Eylül en güzel aydır. Bizim coğrafyamızda mevsimler değiştikçe insanı dondurmakla kavurmak arasında gidip gelen doğa otuz gün boyunca sakinleşir, gülümser. Gelin görün ki aynı zaman diliminde huzurun içine gerginlik limonu sıkan bir yapay telaşımız vardır: "Eğitim" başlar.
Birkaç gündür 15 yaşındaki oğlumun ağzını bıçak açmıyor. Onun gittiği yatılı lise zaten ders yılını başka okullardan bir hafta önce başlatır. Hiç değilse ayın ilk dokuz gününde hoş bir şeyler yapmayı planlamıştık. Duyuru geldi: Söz konusu erken açılış da bir hafta öne alınmış. Pazar akşamı oğlanı yıllık bavuluyla uzaklara götürüp yatakhaneye teslim edecek, eve hüzünlü bir dönüş yapacağım.
Türkiye genelinde görüntü daha vahim. Tayin mağduru öğretmenler ağlamaklı. Okula başlama çağı arapsaçı. YÖK mök konuları kördüğüm.
Dünya genelinde? Batı'da düzey sürekli düşmekte. Asya'da yükseliyor ama aşırı sıkılaşan öğrenim disiplini yüzünden çocukların ve gençlerin zombileşmesi pahasına.
Üst kademe eğitimi sorunlarının içinden çıkamayan Sri Lanka'da bu hafta ne oldu, biliyor musunuz? Hükümet bütün üniversiteleri kapattı. Birkaç günlüğüne değil, belirsiz süreyle.
Hani vaktiyle bizim bir eğitim bakanımız "Şu okullar olmasa maarifi ne güzel idare ederim" demişti ya. Adamlar o sözü kuvveden fiile çıkarmış.

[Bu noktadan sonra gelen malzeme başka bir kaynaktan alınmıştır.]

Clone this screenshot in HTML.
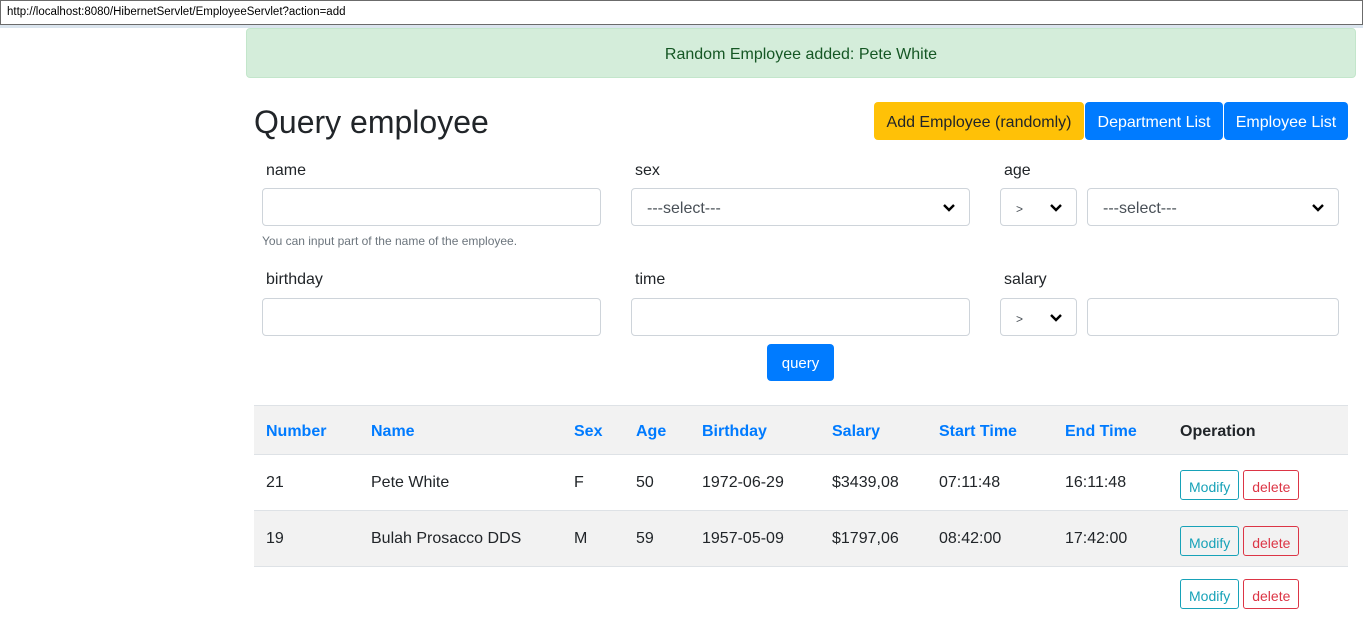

Bereket versin temelde umut verici bir gelişme de var. Hızlanan teknoloji ve genişleyen interaktif net kültürü sayesinde okulsuz eğitim düşüncesi fantezi olmaktan çıkıp somut uygulamalara dönüşmekte.
Öğrencilerin sınıflarda toplanıp bilgisi ve yeteneği belirsiz öğretmenlerden standart ders almasına son veriliyor. Her biri kendi evinde, bilgisayarının başında, kişisel özelliklerine göre dizayn edilmiş "ısmarlama" eğitimi dünya çapındaki uzmanlardan alacak.
Ben göremem ama belki çocuklar veli sıfatıyla, torunlar da öğrenci sıfatıyla rahat eder, üzüntüsüz yetişir ve yetiştirirler.